House Speaker Kurt Daudt moves to block legislative pay increases

One of the state's top Republicans said the Minnesota House would not fund recently recommended pay increases to legislative salaries.

March 17, 2017 at 2:07AM
Minnesota House Speaker Kurt Daudt
Minnesota House Speaker Kurt Daudt (Star Tribune/The Minnesota Star Tribune)

House Speaker Kurt Daudt, R-Crown, instructed the Minnesota House controller Thursday not to fund legislative pay raises that were recently recommended by a voter-approved citizen panel.

Daudt, a possible 2018 gubernatorial candidate, communicated his decision in a memo stating that the Legislature has the sole power to "enact appropriation."

In a brief and hastily arranged news conference, Daudt argued that the pay increases would be inappropriate. "For us to accept that pay, when others are not getting that sort of pay increase, really would be wrong," he said.
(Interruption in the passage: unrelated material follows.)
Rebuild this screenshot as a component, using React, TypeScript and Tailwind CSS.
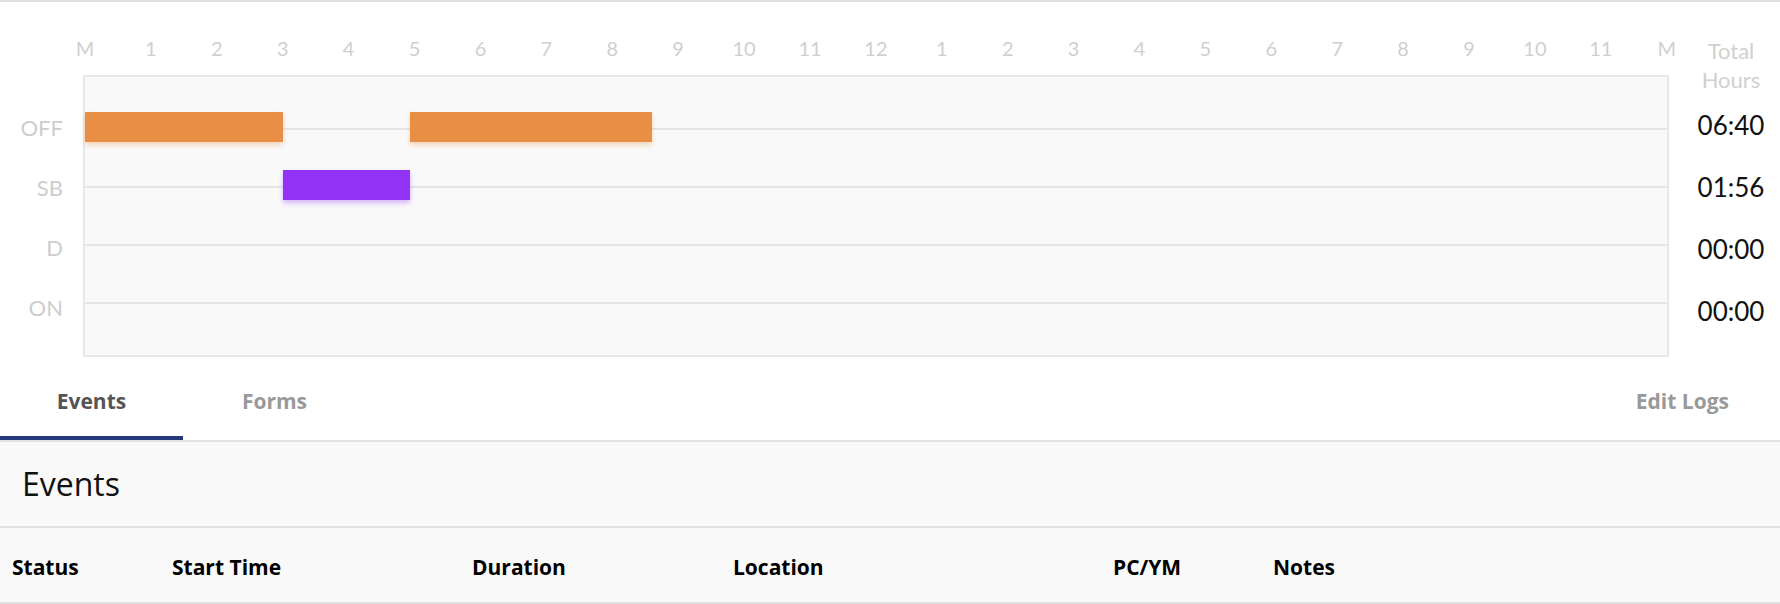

The Legislative Salary Council, overwhelmingly authorized by voters last year through a constitutional amendment, is a new board of nonlegislators whose job it is to set legislative pay. Last week it approved a 45 percent increase to the base salary for the state's 201 legislators, increasing their annual pay to $45,000 from $31,140. The increases are scheduled to take effect in July and will cost the state $2.8 million annually.

The council was created to end the practice of lawmakers voting on their own salaries. Legislators have not seen a pay increase in nearly 20 years, partly because of the political risk that comes with boosting their own salaries.

Advocates for the pay increases say that the lower salaries have discouraged people from running for office who are not independently wealthy, retired or who have a union job that allows them to take time off work during the yearly legislative sessions and then return to a job. Many young legislators have left office to find better-paying work to support their families.

Daudt said he got different opinions about whether the Legislative Salary Council's pay recommendation was binding on the Legislature.

"We did get opinions that told us that this was binding," he said. "We had other opinions that said you can argue that it is up to the Legislature to appropriate the money. And we believe we have the ability to appropriate or choose whether we appropriate it or not," he said. "Will we end up in court? I don't know."

Daudt's position puts him at odds with Senate Majority Leader Paul Gazelka, R-Nisswa, who said Thursday that the recommendation by the citizen panel is binding. "I don't see any way around a constitutionally directed mandate," he said.

Daudt said his decision is not motivated by politics, but rather, out of solidarity with Minnesotans he said haven't seen similar pay increases.

"Middle-class families' needs must come first — tax relief, lower health care costs, improved roads and bridges, and strong schools," he said in a statement.